NOAA Warns of Flood Risk From Maine to Texas
A group of homes are surrounded by flood waters from the Tippecanoe River south of Monticello , Ind., Wednesday, Jan. 9, 2008. Floodwaters began a slow withdrawal across a swath of northern Indiana where surging rivers and streams killed three people and damaged hundreds of homes. (Michael Conroy/AP Photo)

Story: From Texas to Pennsylvania thousands of people were forced to flee floodwaters in more than 250 towns and cities. And the National Weather Service says this week is a taste of things to come. The government issued its outlook for the next three months yesterday, and predicted an UNUSUAL RISK OF FLOODING IN A BROAD ARC from the Northeast to the mouth of the Mississippi. The culprits, said forecasters, are continued rain patterns and melting snow from a rough winter in many states.

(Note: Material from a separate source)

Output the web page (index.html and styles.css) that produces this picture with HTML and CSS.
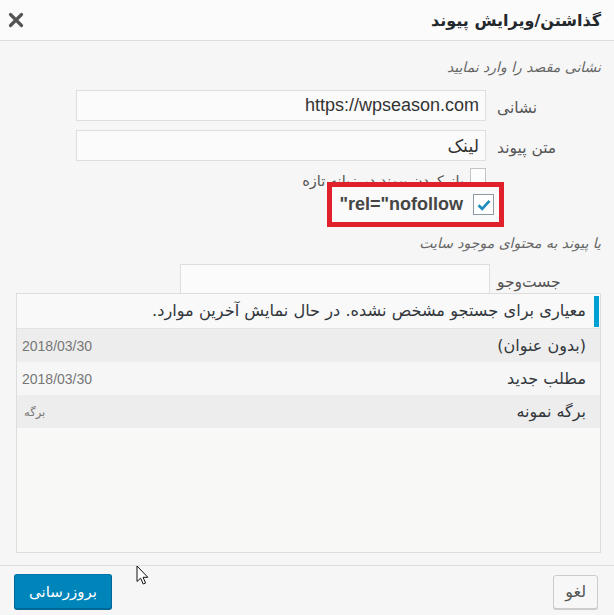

As flooding continues to torment southern Missouri, weather watchers in Kansas City are not just worried about what is happening today. They are worried about what could happen tomorrow. “The next couple of months could really be problematic.” Soils are saturated. Ponds are full. Streams are running strong, sometimes too strong. Add it all up, and even average rainfall totals for the next several months could spell disaster. “We’re on the edge of what could become a major problem. No doubt about it, there’s a very, very high likelihood of above-average precipitation. We got wet in October, and it hasn’t stopped yet.” No question, it has been a wet and wacky few months, from the RARE winter flooding now afflicting parts of the state, killing at least five people, to the 24.1 inches of snowfall at Kansas City International Airport this winter, to the tornadoes that swept through southwest Missouri in January. “It indicates we’re going to have a more active season. Whether the events will be catastrophic, whether they will be record-breaking, that’s tough to say. But it appears there will be more events this spring. If we had tornadoes as far north as Springfield this winter, it does give one pause.” Conditions are so soggy that the U.S. Army Corps of Engineers has cut way back on the amount of water it is releasing into the Missouri River from upstream reservoirs. To ensure that water levels are high enough during the river’s commercial navigation season, which starts April 1, the corps generally releases about 30,000 cubic feet of water per second into the river in March. “We’ve been holding steady at about 9,000, which is very low. The tributary conditions have been so high that all of the needs of the users along the river are met.” 2.63 inches of precipitation have already fallen at Kansas City International Airport in March, above average for the entire month. For the year, the airport is already at 6.7 inches, nearly 3 inches above normal. “Normally, the winter is the driest time of the year. But because we’ve been wet for the past several months now, any heavy rains we get are likely to lead to flooding. The soil just can’t absorb it, so the water just runs right off into the rivers and streams.”